December 24, 2005:
The UN observer force along the Ethiopia-Eritrea border is apparently discounting reports that Ethiopia and Eritrea are "on the verge of war." Those reports have been cropping up for the last two weeks. However, the UN missions says that the border area remains "tense." The UN Security Council threatened economic and political sanctions against Ethiopia and Eritrea. Ethiopia had to let the boundary commission begin marking the new border. Eritrea had to permit UN helicopter recon and support flights. The deadline for compliance was December 23, but as with most UN deadlines, there's wriggle room. UN observers have until the first week of January to assess compliance. That gives Ethiopia and Eritrea time to claim they have stood up to international pressure (domestic politics) and yet substantially meet the UN's requirements (international politics).

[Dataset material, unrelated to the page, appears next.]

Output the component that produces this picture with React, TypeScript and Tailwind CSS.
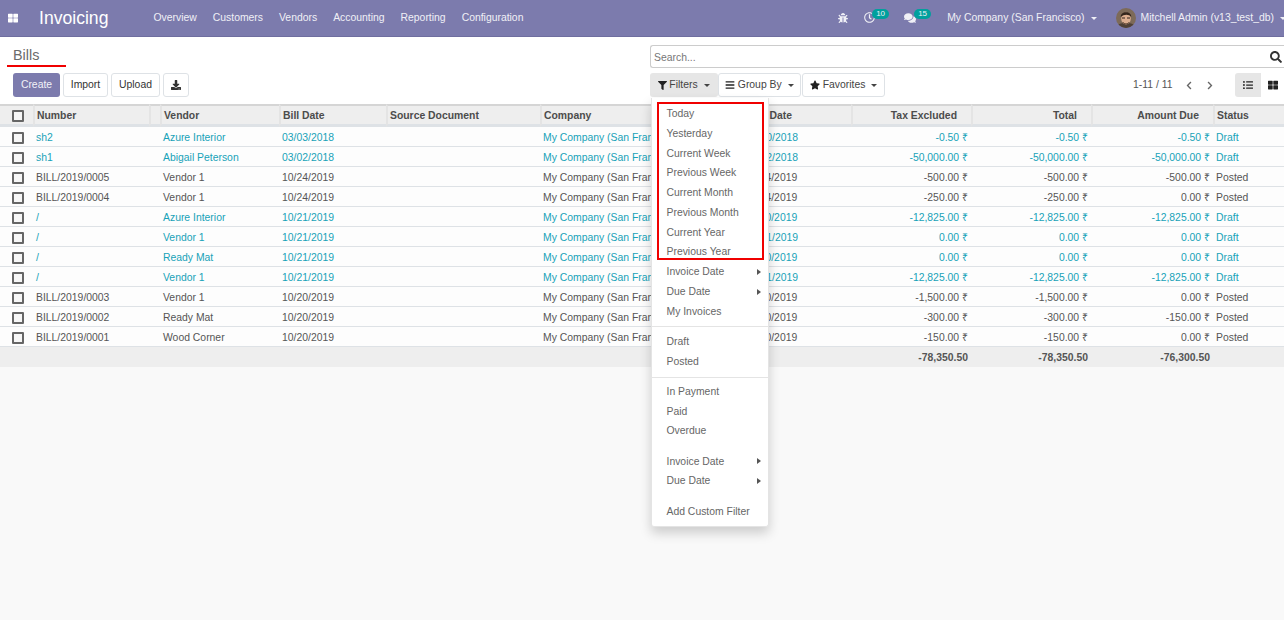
import React from "react";
import {
  FaThLarge,
  FaBug,
  FaRegClock,
  FaComments,
  FaSearch,
  FaDownload,
  FaFilter,
  FaBars,
  FaStar,
  FaChevronLeft,
  FaChevronRight,
  FaListUl,
} from "react-icons/fa";

const navItems = ["Overview", "Customers", "Vendors", "Accounting", "Reporting", "Configuration"];

type Bill = {
  number: string;
  vendor: string;
  billDate: string;
  dueDate: string;
  tax: string;
  total: string;
  due: string;
  status: string;
};

const bills: Bill[] = [
  { number: "sh2", vendor: "Azure Interior", billDate: "03/03/2018", dueDate: "03/30/2018", tax: "-0.50 ₹", total: "-0.50 ₹", due: "-0.50 ₹", status: "Draft" },
  { number: "sh1", vendor: "Abigail Peterson", billDate: "03/02/2018", dueDate: "04/02/2018", tax: "-50,000.00 ₹", total: "-50,000.00 ₹", due: "-50,000.00 ₹", status: "Draft" },
  { number: "BILL/2019/0005", vendor: "Vendor 1", billDate: "10/24/2019", dueDate: "11/24/2019", tax: "-500.00 ₹", total: "-500.00 ₹", due: "-500.00 ₹", status: "Posted" },
  { number: "BILL/2019/0004", vendor: "Vendor 1", billDate: "10/24/2019", dueDate: "11/24/2019", tax: "-250.00 ₹", total: "-250.00 ₹", due: "0.00 ₹", status: "Posted" },
  { number: "/", vendor: "Azure Interior", billDate: "10/21/2019", dueDate: "11/20/2019", tax: "-12,825.00 ₹", total: "-12,825.00 ₹", due: "-12,825.00 ₹", status: "Draft" },
  { number: "/", vendor: "Vendor 1", billDate: "10/21/2019", dueDate: "10/21/2019", tax: "0.00 ₹", total: "0.00 ₹", due: "0.00 ₹", status: "Draft" },
  { number: "/", vendor: "Ready Mat", billDate: "10/21/2019", dueDate: "11/20/2019", tax: "0.00 ₹", total: "0.00 ₹", due: "0.00 ₹", status: "Draft" },
  { number: "/", vendor: "Vendor 1", billDate: "10/21/2019", dueDate: "10/21/2019", tax: "-12,825.00 ₹", total: "-12,825.00 ₹", due: "-12,825.00 ₹", status: "Draft" },
  { number: "BILL/2019/0003", vendor: "Vendor 1", billDate: "10/20/2019", dueDate: "11/20/2019", tax: "-1,500.00 ₹", total: "-1,500.00 ₹", due: "0.00 ₹", status: "Posted" },
  { number: "BILL/2019/0002", vendor: "Ready Mat", billDate: "10/20/2019", dueDate: "11/20/2019", tax: "-300.00 ₹", total: "-300.00 ₹", due: "-150.00 ₹", status: "Posted" },
  { number: "BILL/2019/0001", vendor: "Wood Corner", billDate: "10/20/2019", dueDate: "11/20/2019", tax: "-150.00 ₹", total: "-150.00 ₹", due: "0.00 ₹", status: "Posted" },
];

const Caret = ({ className = "" }: { className?: string }) => (
  <span className={`inline-block w-0 h-0 border-x-[3.5px] border-x-transparent border-t-[3.5px] border-t-current ${className}`} />
);

const Avatar = () => (
  <svg width="20" height="20" viewBox="0 0 20 20" className="block rounded-full shrink-0">
    <rect width="20" height="20" fill="#7d6a58" />
    <path d="M0 20 C1 16 5 15 10 15 C15 15 19 16 20 20 Z" fill="#4f4036" />
    <ellipse cx="10" cy="10.5" rx="4.8" ry="6" fill="#dcae90" />
    <path d="M4.8 9 C4 2.5 16 2.5 15.2 9 C13 6 8 6 4.8 9 Z" fill="#33251c" />
    <path d="M6 10h3M11 10h3" stroke="#33251c" strokeWidth="1" />
    <path d="M6.5 14c2 2.5 5 2.5 7 0" stroke="#5a4030" strokeWidth="1" fill="none" />
  </svg>
);

const CheckBox = () => <span className="block w-[12px] h-[12px] border-2 border-[#666] bg-[#f6f6f6] rounded-[1px]" />;

const FilterItem = ({ label, sub }: { label: string; sub?: boolean }) => (
  <div className="h-[19.75px] pl-[14.5px] pr-[7px] flex items-center justify-between text-[#666]">
    <span>{label}</span>
    {sub && <span className="w-0 h-0 border-y-[3.5px] border-y-transparent border-l-[4px] border-l-[#555]" />}
  </div>
);

const headCell = "pt-[1px] border-t-2 border-t-[#d5d5d5] border-b-[3px] border-b-[#dee2e6]";

const TH = ({ children, right }: { children?: React.ReactNode; right?: boolean }) => (
  <th className={`${headCell} border-l-2 border-l-[#e4e4e4] font-bold text-[#4c4c4c] px-[2px] ${right ? "text-right pr-[14px]" : "text-left"}`}>
    {children}
  </th>
);

const TD = ({ children, right }: { children?: React.ReactNode; right?: boolean }) => (
  <td className={`pt-[2px] border-b border-[#dee2e6] px-[3px] whitespace-nowrap overflow-hidden ${right ? "text-right" : ""}`}>{children}</td>
);

export default function App() {
  return (
    <div className="h-[620px] w-[1284px] overflow-hidden bg-[#f9f9f9] font-['Liberation_Sans',Arial,sans-serif] text-[10.4px] text-[#555] flex flex-col">
      <header className="h-[37px] shrink-0 bg-[#7c7bad] border-b border-[#6f6e9f] flex items-center text-white">
        <FaThLarge className="ml-[8px] w-[10px] h-[10px]" />
        <span className="ml-[21px] text-[17.6px]">Invoicing</span>
        <nav className="ml-[45px] flex gap-[16px] text-[#f0f0f6]">
          {navItems.map((item) => (
            <span key={item}>{item}</span>
          ))}
        </nav>
        <div className="ml-auto flex items-center text-[#f0f0f6] whitespace-nowrap">
          <FaBug className="w-[10px] h-[10px]" />
          <span className="relative ml-[16px] w-[12px] h-[12px]">
            <FaRegClock className="w-[11px] h-[11px]" />
            <span className="absolute left-[8px] top-[-3px] h-[10px] px-[4px] rounded-full bg-[#00a09d] text-[8px] leading-[10px]">10</span>
          </span>
          <span className="relative ml-[28px] w-[12px] h-[12px]">
            <FaComments className="w-[12px] h-[12px]" />
            <span className="absolute left-[10px] top-[-3px] h-[10px] px-[4px] rounded-full bg-[#00a09d] text-[8px] leading-[10px]">15</span>
          </span>
          <span className="ml-[31px]">My Company (San Francisco)</span>
          <Caret className="ml-[6px]" />
          <span className="ml-[19px]">
            <Avatar />
          </span>
          <span className="ml-[5px]">Mitchell Admin (v13_test_db)</span>
          <Caret className="ml-[6px] mr-[-2px]" />
        </div>
      </header>

      <section className="h-[67px] shrink-0 bg-white grid grid-cols-[650px_1fr] relative">
        <div className="pl-[13px] flex flex-col">
          <h1 className="mt-[9px] h-[18px] text-[14.4px] leading-[18px] text-[#6b6b6b]">Bills</h1>
          <div className="mt-[9px] flex gap-[3px]">
            <button className="h-[24px] w-[47px] rounded-[3px] bg-[#7c7bad] text-[#f2f2f8]">Create</button>
            <button className="h-[24px] w-[45px] rounded-[3px] border border-[#dee2e6] bg-white text-[#333]">Import</button>
            <button className="h-[24px] w-[49px] rounded-[3px] border border-[#dee2e6] bg-white text-[#333]">Upload</button>
            <button className="h-[24px] w-[26px] rounded-[3px] border border-[#dee2e6] bg-white text-[#333] flex items-center justify-center">
              <FaDownload className="w-[10px] h-[10px]" />
            </button>
          </div>
        </div>
        <div className="flex flex-col">
          <div className="mt-[8px] h-[23px] border border-r-0 border-[#ccc] rounded-l-[3px] flex items-center justify-between pl-[3px] pr-[2px] text-[#777]">
            <span className="pt-[2px]">Search...</span>
            <FaSearch className="w-[12px] h-[12px] text-[#333]" />
          </div>
          <div className="mt-[5px] flex items-center whitespace-nowrap">
            <button className="h-[24px] w-[68px] rounded-[3px] bg-[#e6e6e6] text-[#444] flex items-center justify-center">
              <FaFilter className="w-[9px] h-[9px] text-[#222] mr-[2px]" />
              Filters
              <Caret className="ml-[6px]" />
            </button>
            <button className="h-[24px] w-[83px] rounded-[3px] border border-[#dee2e6] text-[#444] flex items-center justify-center">
              <FaBars className="w-[10px] h-[10px] text-[#222] mr-[2.5px]" />
              Group By
              <Caret className="ml-[6px]" />
            </button>
            <button className="ml-[1px] h-[24px] w-[83px] rounded-[3px] border border-[#dee2e6] text-[#444] flex items-center justify-center">
              <FaStar className="w-[10px] h-[10px] text-[#222] mr-[3px]" />
              Favorites
              <Caret className="ml-[6px]" />
            </button>
            <span className="ml-[248px] w-[39px]">1-11 / 11</span>
            <FaChevronLeft className="ml-[13px] w-[8px] h-[9px] text-[#666]" />
            <FaChevronRight className="ml-[13px] w-[8px] h-[9px] text-[#666]" />
            <div className="ml-[21px] flex h-[24px]">
              <span className="w-[26px] bg-[#e6e6e6] rounded-l-[3px] flex items-center justify-center">
                <FaListUl className="w-[10px] h-[10px] text-[#222]" />
              </span>
              <span className="w-[23px] flex items-center justify-center">
                <FaThLarge className="w-[10px] h-[10px] text-[#222]" />
              </span>
            </div>
          </div>
        </div>
      </section>

      <div className="relative flex-1">
        <table className="w-[1284px] table-fixed border-separate border-spacing-0">
          <colgroup>
            <col className="w-[33px]" />
            <col className="w-[116px]" />
            <col className="w-[11px]" />
            <col className="w-[119px]" />
            <col className="w-[107px]" />
            <col className="w-[154px]" />
            <col className="w-[203px]" />
            <col className="w-[108px]" />
            <col className="w-[120px]" />
            <col className="w-[120px]" />
            <col className="w-[122px]" />
            <col className="w-[71px]" />
          </colgroup>
          <thead>
            <tr className="h-[23px] bg-[#eeeeee]">
              <th className={`${headCell} pl-[12px]`}>
                <CheckBox />
              </th>
              <TH>Number</TH>
              <TH />
              <TH>Vendor</TH>
              <TH>Bill Date</TH>
              <TH>Source Document</TH>
              <TH>Company</TH>
              <TH>Due Date</TH>
              <TH right>Tax Excluded</TH>
              <TH right>Total</TH>
              <TH right>Amount Due</TH>
              <TH>Status</TH>
            </tr>
          </thead>
          <tbody>
            {bills.map((bill, i) => (
              <tr
                key={i}
                className={`h-[20px] bg-[#fdfdfd] ${bill.status === "Draft" ? "text-[#17a2b8]" : "text-[#555]"}`}
              >
                <td className="pt-[2px] border-b border-[#dee2e6] pl-[12px]">
                  <CheckBox />
                </td>
                <TD>{bill.number}</TD>
                <TD />
                <TD>{bill.vendor}</TD>
                <TD>{bill.billDate}</TD>
                <TD />
                <TD>My Company (San Francisco)</TD>
                <TD>{bill.dueDate}</TD>
                <TD right>{bill.tax}</TD>
                <TD right>{bill.total}</TD>
                <TD right>{bill.due}</TD>
                <TD>{bill.status}</TD>
              </tr>
            ))}
            <tr className="h-[20px] bg-[#eeeeee] font-bold">
              <td colSpan={8} />
              <td className="pt-[1px] px-[3px] text-right">-78,350.50</td>
              <td className="pt-[1px] px-[3px] text-right">-78,350.50</td>
              <td className="pt-[1px] px-[3px] text-right">-76,300.50</td>
              <td />
            </tr>
          </tbody>
        </table>

        <div className="absolute left-[651px] top-[-6px] w-[118px] bg-white rounded-b-[3px] border border-[#e4e4e4] border-t-0 shadow-[0_6px_12px_rgba(0,0,0,0.18)] pt-[6px] pb-[4.5px]">
          <div className="relative">
            {["Today", "Yesterday", "Current Week", "Previous Week", "Current Month", "Previous Month", "Current Year", "Previous Year"].map((label) => (
              <FilterItem key={label} label={label} />
            ))}
            <div className="absolute left-[5px] top-[-2px] w-[107px] h-[158px] border-2 border-[#f00000]" />
          </div>
          <FilterItem label="Invoice Date" sub />
          <FilterItem label="Due Date" sub />
          <FilterItem label="My Invoices" />
          <div className="my-[5px] border-t border-[#e4e4e4]" />
          <FilterItem label="Draft" />
          <FilterItem label="Posted" />
          <div className="mt-[5px] mb-[4px] border-t border-[#e4e4e4]" />
          <FilterItem label="In Payment" />
          <FilterItem label="Paid" />
          <FilterItem label="Overdue" />
          <div className="h-[10.5px]" />
          <FilterItem label="Invoice Date" sub />
          <FilterItem label="Due Date" sub />
          <div className="h-[11px]" />
          <FilterItem label="Add Custom Filter" />
        </div>
      </div>

      <div className="absolute left-[7px] top-[65px] w-[59px] h-[2px] bg-[#f00000]" />
    </div>
  );
}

Meanwhile, both countries are becoming unstable, and their governments are cracking down on dissent. In Ethiopia, 40,000 people were arrested after recent political demonstrations. Most were soon released, but about 3,000 are still held, and 131 politicians, journalists and other activists are being tried on criminal charges. Eritrea is turning into a police state, with the government using the threat of attack by Ethiopia as the reason for such authoritarian measures.
December 23, 2005: Ethiopian and Eritrean troops pulled away from the border. The Ethiopian "pull back" was termed "significant." Each side is believed to have about 100,000 troops (8-10 divisions) at the border. There have been reported of two or more Ethiopian moving back from the border.
December 19, 2005: The Eritrea-Ethiopia Claims Commission (EECC) at the Permanent Court of Arbitration in The Hague, has found Ethiopia guilty of destroying Eritrean property along the border. Ethiopian claims against Eritrea were dismissed.